Santorini, Delicious Destination

Santorini, like all the Cyclades, offers a diverse and delicious cuisine. While its arid volcanic landscape does not lend itself to the production of a wide variety of products, it does provide some distinct and incomparable flavors and original recipes. Residents are well aware there is no need to look elsewhere when everything is available at home.

Sweet cherry tomatoes, beans, barley, white eggplants, zucchini, capers (whose leaves are also added to salads) and mint are all typical products served with lamb or rabbit - not to mention the essential moussaka (eggplant gratin), fava (bean purée) and pseftokeftedes (meatballs with vegetables and spices).

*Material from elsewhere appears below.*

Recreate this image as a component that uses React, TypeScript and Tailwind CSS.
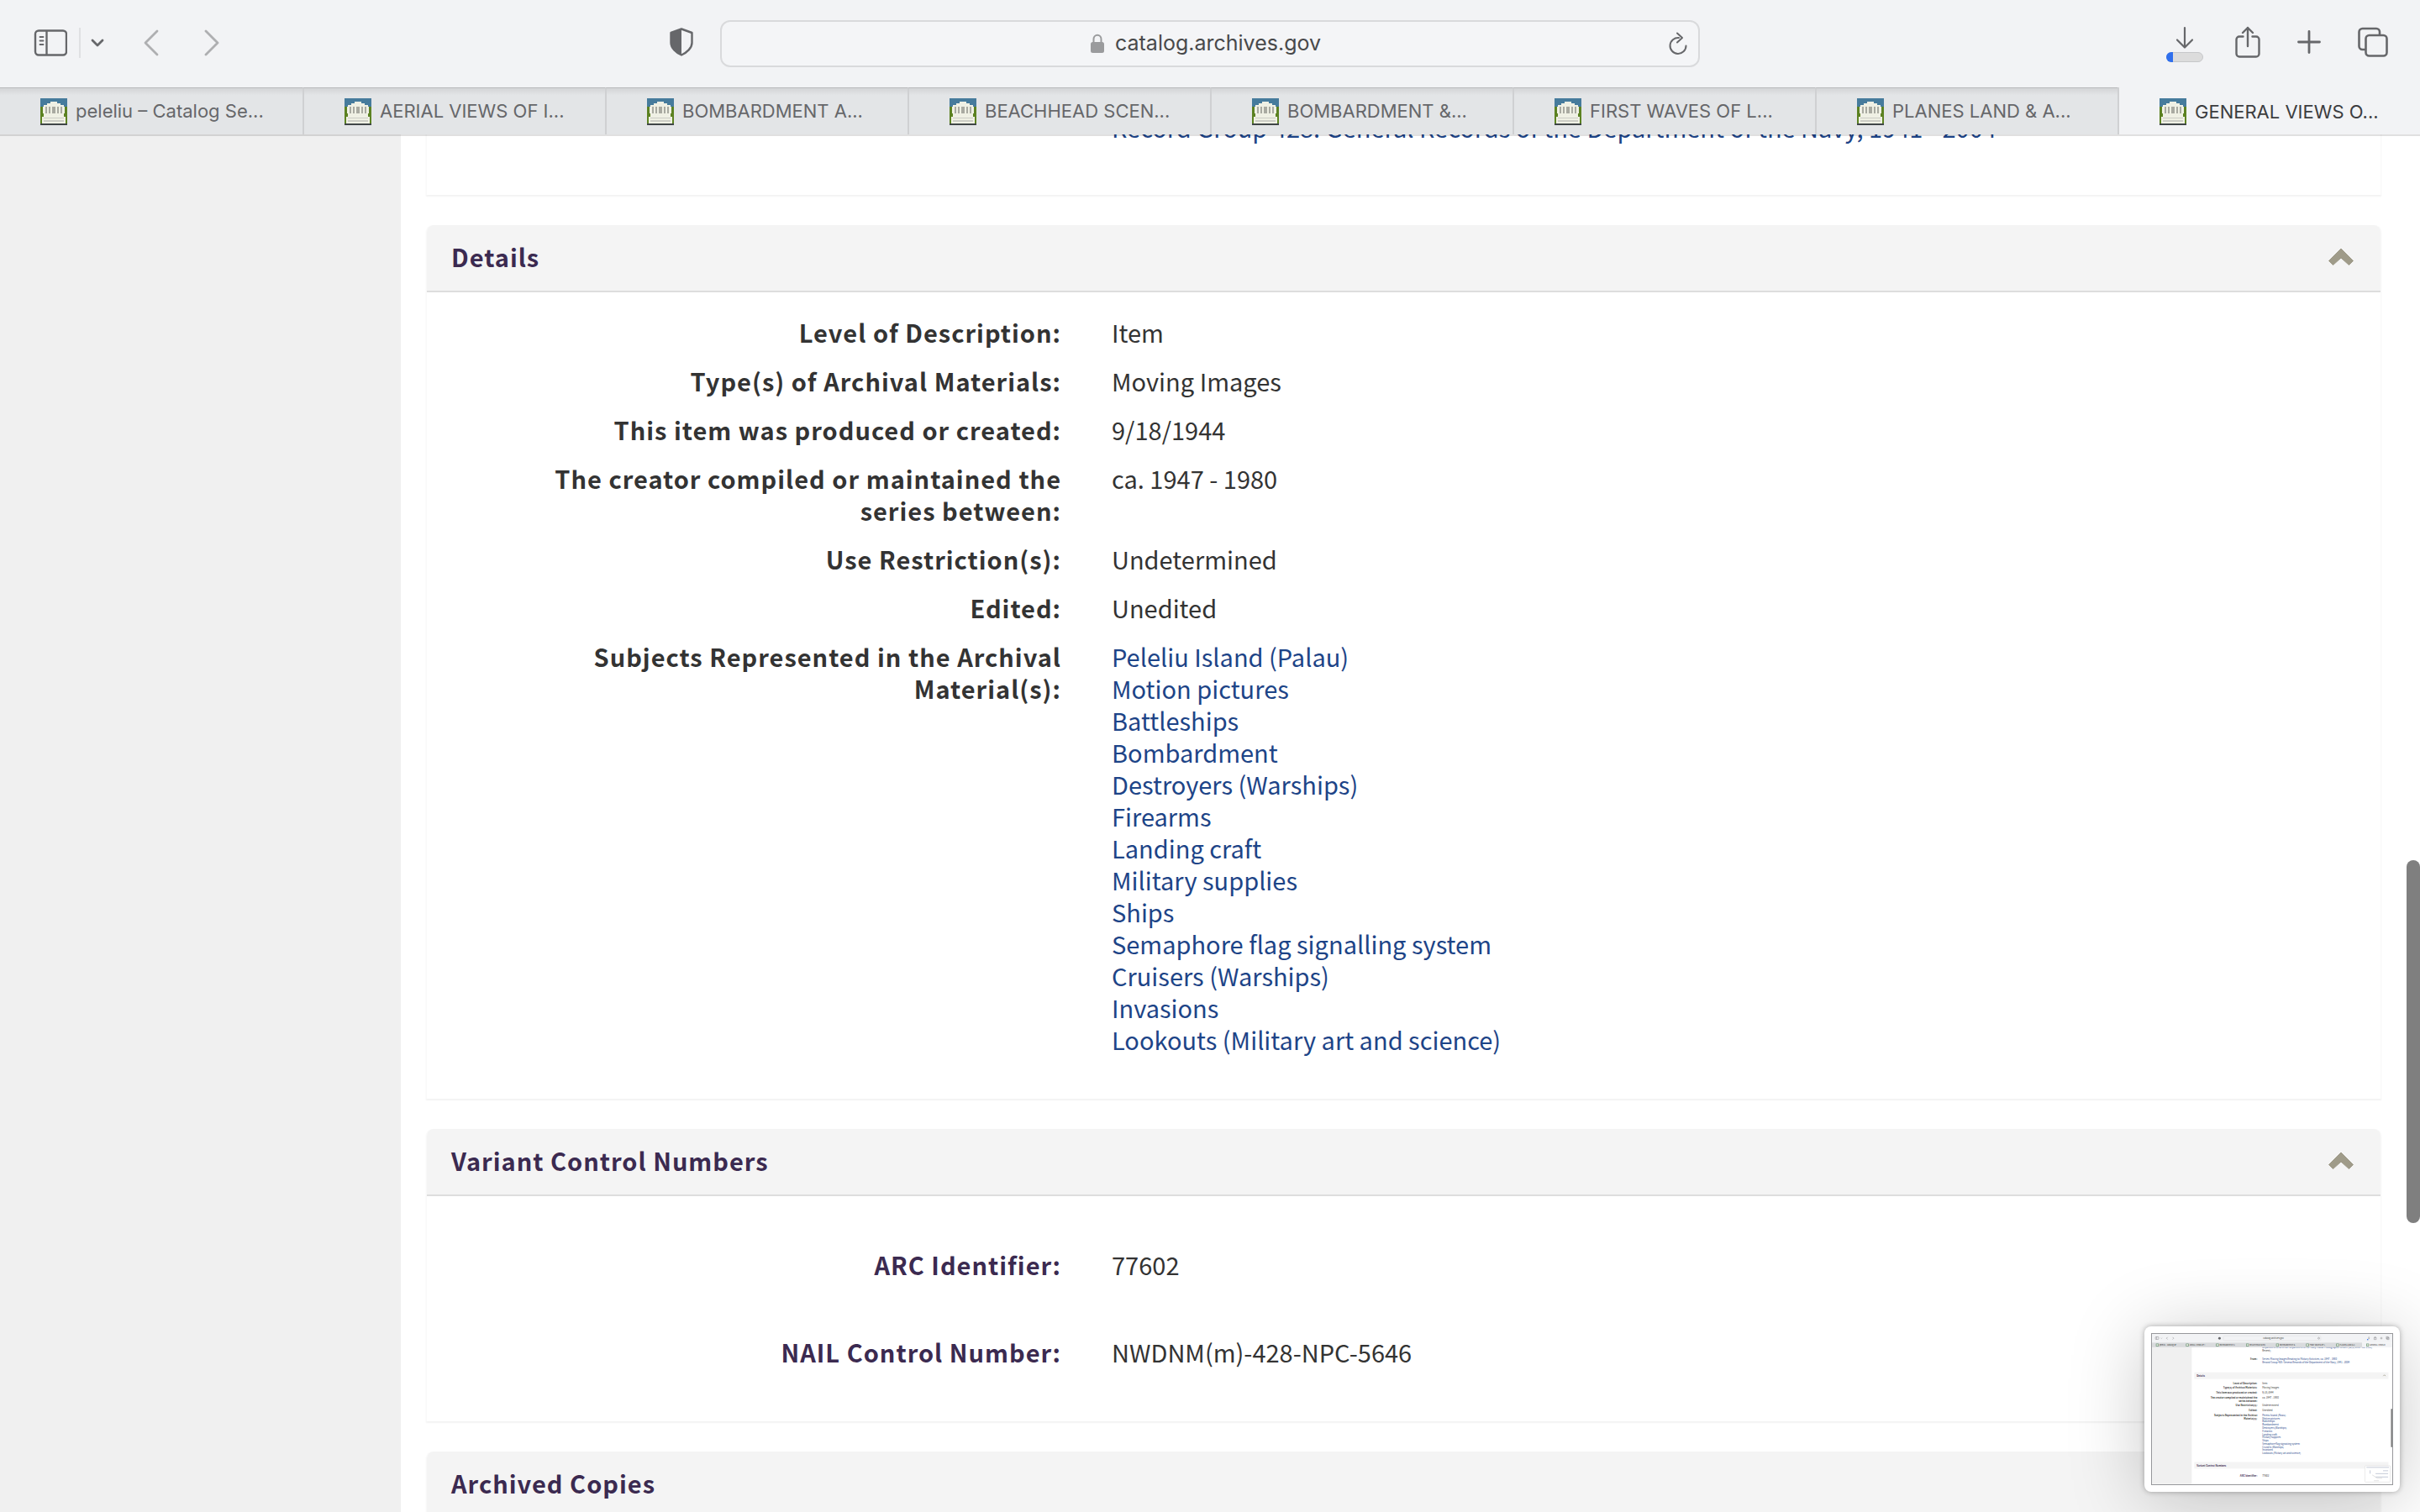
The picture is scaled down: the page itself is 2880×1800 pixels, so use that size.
import { ChevronDown, ChevronLeft, ChevronRight } from "lucide-react";
import type { ReactNode } from "react";

const TABS = [
  "peleliu – Catalog Se...",
  "AERIAL VIEWS OF I...",
  "BOMBARDMENT A...",
  "BEACHHEAD SCEN...",
  "BOMBARDMENT &...",
  "FIRST WAVES OF L...",
  "PLANES LAND & A...",
  "GENERAL VIEWS O...",
];

const DETAILS = [
  { label: "Level of Description:", value: "Item" },
  { label: "Type(s) of Archival Materials:", value: "Moving Images" },
  { label: "This item was produced or created:", value: "9/18/1944" },
  {
    label: "The creator compiled or maintained the series between:",
    value: "ca. 1947 - 1980",
  },
  { label: "Use Restriction(s):", value: "Undetermined" },
  { label: "Edited:", value: "Unedited" },
];

const SUBJECTS = [
  "Peleliu Island (Palau)",
  "Motion pictures",
  "Battleships",
  "Bombardment",
  "Destroyers (Warships)",
  "Firearms",
  "Landing craft",
  "Military supplies",
  "Ships",
  "Semaphore flag signalling system",
  "Cruisers (Warships)",
  "Invasions",
  "Lookouts (Military art and science)",
];

const CONTROL_NUMBERS = [
  { label: "ARC Identifier:", value: "77602" },
  { label: "NAIL Control Number:", value: "NWDNM(m)-428-NPC-5646" },
];

const RECORD_GROUP =
  "Record Group 428: General Records of the Department of the Navy, 1941 - 2004";

const Favicon = () => (
  <svg viewBox="0 0 32 32" className="h-8 w-8 shrink-0" aria-hidden="true">
    <rect width="32" height="32" fill="#5c8222" />
    <rect width="32" height="10" fill="#467b9c" />
    <rect y="30" width="32" height="2" fill="#3f4547" />
    <path
      d="M4 10V8h4V6h4V4h8v2h4v2h4v2h1v8h-1v4h2v8H2v-8h2v-4H3v-8z"
      fill="#eff0e4"
    />
    <path
      d="M6 10h2v8H6zM10 10h2v8h-2zM14 10h4v8h-4zM20 10h2v8h-2zM24 10h2v8h-2z"
      fill="#a9aaa1"
    />
    <path d="M4 23h24v1H4zM4 26h24v2H4z" fill="#cccdc5" />
  </svg>
);

const SidebarIcon = () => (
  <svg viewBox="0 0 40 32" className="h-8 w-10" fill="none" stroke="currentColor">
    <rect x="2" y="1.5" width="37" height="29" rx="4" strokeWidth="2.4" />
    <path d="M15.5 2v28" strokeWidth="2.4" />
    <path d="M7.5 9h4M7.5 13.500h4M7.5 18h4" strokeWidth="1.800" strokeLinecap="round" />
  </svg>
);

const ShieldIcon = () => (
  <svg viewBox="0 0 28 34" className="h-[34px] w-7">
    <path
      d="M14 1.500 26.500 6v12c0 6-6 11.500-12.500 14.500C7.500 29.500 1.500 24 1.500 18V6z"
      fill="none"
      stroke="currentColor"
      strokeWidth="2.4"
      strokeLinejoin="round"
    />
    <path d="M14 1.500V32.500C7.500 29.500 1.500 24 1.500 18V6z" fill="currentColor" />
  </svg>
);

const LockIcon = () => (
  <svg viewBox="0 0 18 24" className="h-6 w-[18px]" aria-hidden="true">
    <path d="M4.500 11V6.500a4.500 4.800 0 0 1 9 0V11" fill="none" stroke="#9a9b9d" strokeWidth="2" />
    <rect x="1" y="10" width="16" height="13" rx="2.500" fill="#9a9b9d" />
  </svg>
);

const ReloadIcon = () => (
  <svg viewBox="0 0 24 28" className="h-7 w-6" fill="none" stroke="currentColor" strokeWidth="2">
    <path d="M13 7a9.500 9.500 0 1 0 8.500 9.500" strokeLinecap="round" />
    <path d="m11 1.500 6 5.500-6 5.500" strokeLinecap="round" strokeLinejoin="round" />
  </svg>
);

const DownloadIcon = () => (
  <svg viewBox="0 0 44 44" className="h-11 w-11">
    <path
      d="M22 2v23M13 16.500l9 9 9-9"
      fill="none"
      stroke="currentColor"
      strokeWidth="2.200"
      strokeLinecap="round"
      strokeLinejoin="round"
    />
    <rect x="0.500" y="31.500" width="43" height="11" rx="5.500" fill="#dcdcdc" stroke="#c6c7c9" />
    <path d="M8 31v12H6a6 6 0 0 1 0-12z" fill="#2f6fed" />
  </svg>
);

const ShareIcon = () => (
  <svg
    viewBox="0 0 30 38"
    className="h-[38px] w-[30px]"
    fill="none"
    stroke="currentColor"
    strokeWidth="2.400"
    strokeLinecap="round"
    strokeLinejoin="round"
  >
    <path d="M9.500 12.500H5a3.500 3.500 0 0 0-3.500 3.500v17A3.500 3.500 0 0 0 5 36.500h20a3.500 3.500 0 0 0 3.500-3.500V16a3.500 3.500 0 0 0-3.500-3.500h-4.500" />
    <path d="M15 24V2M9 8l6-6 6 6" />
  </svg>
);

const PlusIcon = () => (
  <svg viewBox="0 0 28 28" className="size-7" stroke="currentColor" strokeWidth="2.800" strokeLinecap="round">
    <path d="M14 1.500v25M1.500 14h25" />
  </svg>
);

const TabsIcon = () => (
  <svg viewBox="0 0 36 36" className="h-9 w-9" fill="none" stroke="currentColor" strokeWidth="2.600">
    <rect x="9.500" y="10" width="25" height="24.500" rx="4" />
    <path d="M9 27H5.500a4 4 0 0 1-4-4V6a4 4 0 0 1 4-4H22a4 4 0 0 1 4 4v3.500" />
  </svg>
);

const Toolbar = () => (
  <div className="grid h-[104px] grid-cols-[1fr_40.5%_1fr] items-center bg-[#f2f3f5] text-[#66676a]">
    <div className="flex items-center justify-between pr-8 pb-1 pl-10">
      <div className="flex items-center pt-0.5">
        <button type="button" aria-label="Show sidebar">
          <SidebarIcon />
        </button>
        <span className="ml-3.5 h-9 w-0.5 bg-[#dfe0e2]" />
        <button type="button" aria-label="Sidebar options" className="ml-2">
          <ChevronDown className="size-6" strokeWidth={2.8} />
        </button>
        <button type="button" aria-label="Back" className="ml-6 text-[#aeafb1]">
          <ChevronLeft className="size-14" strokeWidth={1.2} />
        </button>
        <button type="button" aria-label="Forward" className="ml-4 text-[#aeafb1]">
          <ChevronRight className="size-14" strokeWidth={1.2} />
        </button>
      </div>
      <button type="button" aria-label="Privacy report">
        <ShieldIcon />
      </button>
    </div>

    <div className="flex h-14 items-center rounded-xl border-2 border-[#d9dadc] bg-[#f4f5f7] px-3">
      <label className="flex flex-1 items-center justify-center gap-3 pl-6">
        <LockIcon />
        <input
          type="text"
          aria-label="Address"
          defaultValue="catalog.archives.gov"
          className="w-[256px] bg-transparent text-[25px] text-[#48494b] outline-none"
        />
      </label>
      <button type="button" aria-label="Reload">
        <ReloadIcon />
      </button>
    </div>

    <div className="flex items-center justify-end pr-[38px] pb-1">
      <button type="button" aria-label="Downloads" className="pt-1.5">
        <DownloadIcon />
      </button>
      <button type="button" aria-label="Share" className="ml-[38px]">
        <ShareIcon />
      </button>
      <button type="button" aria-label="New tab" className="ml-11">
        <PlusIcon />
      </button>
      <button type="button" aria-label="Tab overview" className="ml-11">
        <TabsIcon />
      </button>
    </div>
  </div>
);

const TabBar = () => (
  <nav className="grid h-14 grid-cols-8 bg-[#f2f3f5]" aria-label="Open tabs">
    {TABS.map((title, i) => {
      const active = i === TABS.length - 1;
      return (
        <a
          key={title}
          href="#"
          aria-current={active ? "page" : undefined}
          className={
            active
              ? "flex items-center gap-2.5 border-l-2 border-[#cfd0d2] pt-0.5 pl-12 text-[#3c3d3f]"
              : "flex items-center gap-2.5 border-t border-l-2 border-t-[#b9babc] border-l-[#cfd0d2] bg-[#e3e5e7] bg-linear-to-b from-[#d3d4d6] to-transparent to-15% pl-12 text-[#66676a] first:border-l-0"
          }
        >
          <Favicon />
          <span className="text-[22px] whitespace-nowrap">{title}</span>
        </a>
      );
    })}
  </nav>
);

const ChevronUpBold = () => (
  <svg viewBox="0 0 30 20" className="h-5 w-[30px]" aria-hidden="true">
    <path
      d="M15 0 29.500 14.500 24.500 19.500 15 11 5.500 19.500 0.500 14.500z"
      fill="#9f9b89"
      stroke="#9f9b89"
      strokeLinejoin="round"
    />
  </svg>
);

const Panel = ({ title, children }: { title?: string; children?: ReactNode }) => (
  <section className="mb-9 rounded-t-lg border-x border-[#f9f9f9] shadow-[0_2px_2px_rgba(0,0,0,0.05)]">
    {title && (
      <h2 className="rounded-t-lg border-b-2 border-[#ddd] bg-[#f4f4f4]">
        <button
          type="button"
          aria-expanded="true"
          className="flex h-[78px] w-full items-center justify-between pr-8 pb-0.5 pl-[29px] text-left text-[29px] font-semibold tracking-[1px] text-[#3b2a50]"
        >
          {title}
          <ChevronUpBold />
        </button>
      </h2>
    )}
    {children}
  </section>
);

const Row = ({ label, children }: { label?: string; children: ReactNode }) => (
  <div className="flex py-2.5 text-[29px] leading-[38px]">
    <dt className="w-1/3 pr-5 pl-[120px] text-right font-semibold tracking-[1px]">
      {label}
    </dt>
    <dd className="flex-1 pl-10 text-[#333]">{children}</dd>
  </div>
);

// Miniature of the window inside the floating capture preview
const Thumbnail = () => (
  <svg
    viewBox="0 0 2880 1800"
    className="w-full border border-[#97989b]"
    fontSize="29"
    fill="#333"
    role="img"
    aria-label="Screen capture preview"
  >
    <rect width="2880" height="1800" fill="#fff" />
    <rect y="160" width="477" height="1640" fill="#f0f0f0" />
    <g fill="#1d4487">
      <text x="1322" y="172">
        Department of Defense. Department of the Navy. Naval Photographic Center. (12/1/1959 - ca. 1998)
      </text>
      <text x="1322" y="312">
        Series: Moving Images Relating to Military Activities, ca. 1947 - 1980
      </text>
      <text x="1322" y="355">{RECORD_GROUP}</text>
    </g>
    <text x="1322" y="207">Recent)</text>
    <text x="1262" y="312" textAnchor="end" fontWeight="600">
      From:
    </text>
    <rect width="2880" height="104" fill="#f2f3f5" />
    <rect y="104" width="2520" height="56" fill="#d9dbdd" />
    <rect x="2520" y="104" width="360" height="56" fill="#f2f3f5" />
    <rect x="857" y="24" width="1166" height="56" rx="12" fill="none" stroke="#d9dadc" strokeWidth="4" />
    <g fill="none" stroke="#66676a" strokeWidth="4">
      <rect x="42" y="35" width="38" height="30" rx="5" />
      <path d="M56 35v30M188 38l-14 14 14 14M247 38l14 14-14 14M108 48l6 6 6-6" />
      <path d="M2600 32v26M2590 48l10 10 10-10M2662 42h26v25h-26zM2675 32v22M2735 51h28M2749 37v28M2808 34h24v24h-24zM2817 43h24v24h-24z" />
      <circle cx="1999" cy="52" r="10" />
    </g>
    <circle cx="810" cy="52" r="15" fill="#66676a" />
    <rect x="2578" y="62" width="14" height="12" fill="#2f6fed" />
    <text x="1333" y="61" fontSize="26">
      catalog.archives.gov
    </text>
    {TABS.map((title, i) => (
      <g key={title}>
        <rect x={i * 360 + 48} y="117" width="32" height="32" fill="#5a8a6a" />
        <rect x={i * 360 + 54} y="123" width="20" height="20" fill="#eff0e4" />
        <text x={i * 360 + 90} y="141" fontSize="22">
          {title}
        </text>
      </g>
    ))}
    <rect x="507" y="460" width="2327" height="80" fill="#f4f4f4" />
    <rect x="507" y="1535" width="2327" height="80" fill="#f4f4f4" />
    <g fill="#3b2a50" fontWeight="600">
      <text x="537" y="510">Details</text>
      <text x="537" y="1587">Variant Control Numbers</text>
      <text x="1262" y="1710" textAnchor="end">ARC Identifier:</text>
    </g>
    <text x="1322" y="1710">77602</text>
    <g fontWeight="600" textAnchor="end">
      <text x="1262" y="600">Level of Description:</text>
      <text x="1262" y="658">Type(s) of Archival Materials:</text>
      <text x="1262" y="716">This item was produced or created:</text>
      <text x="1262" y="774">The creator compiled or maintained the</text>
      <text x="1262" y="812">series between:</text>
      <text x="1262" y="870">Use Restriction(s):</text>
      <text x="1262" y="928">Edited:</text>
      <text x="1262" y="986">Subjects Represented in the Archival</text>
      <text x="1262" y="1024">Material(s):</text>
    </g>
    <text x="1322" y="600">Item</text>
    <text x="1322" y="658">Moving Images</text>
    <text x="1322" y="716">9/18/1944</text>
    <text x="1322" y="774">ca. 1947 - 1980</text>
    <text x="1322" y="870">Undetermined</text>
    <text x="1322" y="928">Unedited</text>
    {SUBJECTS.map((subject, i) => (
      <text key={subject} x="1322" y={986 + i * 38} fill="#1d4487">
        {subject}
      </text>
    ))}
    <path d="m2772 505 14-14 14 14" fill="none" stroke="#9f9b89" strokeWidth="8" />
    <rect x="2864" y="895" width="16" height="465" rx="8" fill="#7f7f7f" />
    <rect x="2552" y="1580" width="304" height="196" rx="8" fill="#fff" stroke="#ddd" strokeWidth="6" />
    <path
      d="M2570 1600h270M2615 1635v40M2770 1640h60M2680 1715h150M2680 1675h150"
      stroke="#a9b2c6"
      strokeWidth="7"
      fill="none"
    />
    <path d="M2640 1690l60 40h60M2660 1760h60" stroke="#ccc" strokeWidth="6" fill="none" />
  </svg>
);

export default function App() {
  return (
    <div className="relative flex h-screen flex-col overflow-hidden bg-white font-['Inter',sans-serif]">
      <header className="relative z-10 shadow-[0_2px_0_rgba(0,0,0,0.12)]">
        <Toolbar />
        <TabBar />
      </header>

      <div className="flex min-h-0 flex-1 overflow-hidden font-['Noto_Sans_CJK_SC',sans-serif] text-[#333]">
        <aside className="w-[477px] shrink-0 bg-[#f0f0f0]" />
        <main className="-mt-[38px] flex-1 pr-[46px] pl-[30px]">
          <Panel>
            <dl className="pb-[52px]">
              <Row>
                <a href="#" className="text-[#1d4487]">
                  {RECORD_GROUP}
                </a>
              </Row>
            </dl>
          </Panel>

          <Panel title="Details">
            <dl className="pt-[18px] pb-[42px]">
              {DETAILS.map((d) => (
                <Row key={d.label} label={d.label}>
                  {d.value}
                </Row>
              ))}
              <Row label="Subjects Represented in the Archival Material(s):">
                <ul>
                  {SUBJECTS.map((subject) => (
                    <li key={subject}>
                      <a href="#" className="text-[#1d4487]">
                        {subject}
                      </a>
                    </li>
                  ))}
                </ul>
              </Row>
            </dl>
          </Panel>

          <Panel title="Variant Control Numbers">
            <dl className="flex flex-col gap-[46px] pt-[52px] pb-[54px] text-[#3b2a50]">
              {CONTROL_NUMBERS.map((c) => (
                <Row key={c.label} label={c.label}>
                  {c.value}
                </Row>
              ))}
            </dl>
          </Panel>

          <Panel title="Archived Copies" />
        </main>
      </div>

      <div className="absolute top-[1024px] right-0 h-[432px] w-4 rounded-full bg-[#7f7f7f]" />

      <div className="absolute right-6 bottom-6 w-[304px] rounded-lg bg-white p-2 font-['Noto_Sans_CJK_SC',sans-serif] shadow-[0_0_6px_rgba(0,0,0,0.3),0_10px_90px_rgba(0,0,0,0.22)]">
        <Thumbnail />
      </div>
    </div>
  );
}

You should also try the fresh grilled fish or octopus salad. Everywhere tavernas and other typical bars offer Greek salad and souvlaki (meat kabobs). Cafés serve gyros (spit-roasted meat) served in pitas with salad and tzatziki, a garlicky yogurt sauce.

Meletenia is Santorini's best-known dessert. It is a flaky pastry filled with cheese and egg, covered with mastiha, a kind of sweet resin.

If you are partial to simply grilled fresh fish, then head for the Skaramagas taverna in Monolithos, on the east coast. This taverna is run by a family of fishermen who go out to sea twice a day. Halaris Vagelis, the boss, will take you out in his boat

Discover the love apple...
The Cuisine of Santorini 1

In Santorini the 100% organic tomatoes will delight every lover of this fruit. Discover authentic tomato flavor with a visit to Petros Ikonomou, who specializes in the little "love apple" that he grows near the archeological site of Akrotiri. His dried tomatoes and tomato jams are outstanding and grace the shelves of Europe's finest specialty food shops.

White wines are the island's pride

The main local grape variety, white Assyrtiko,  is grown here according to an ancestral method of "basket-shaped" pruning, and produces a number of  varieties from which different wines are made, including Vinsanto (delicious muscat) and Nykteri (a renowned wine whose name comes from the fact the grapes are picked at night). The long vine branches are curled up on the ground to protect the bunches from being burnt by the sun and sand-laden winds. The vines, widely spaced from each other, are all carefully tended and produce only very few grapes, which explains the density and aromatic richness of the wines. Sometimes one can perceive a slightly "salty" taste in them. Indeed, it can happen that salt is deposited by sea mists on the skin of the grapes, in infinitesimal quantities, admittedly, but enough for the plant to absorb and for traces to be found in the wine. This is also part of the charm of Santorini's wines!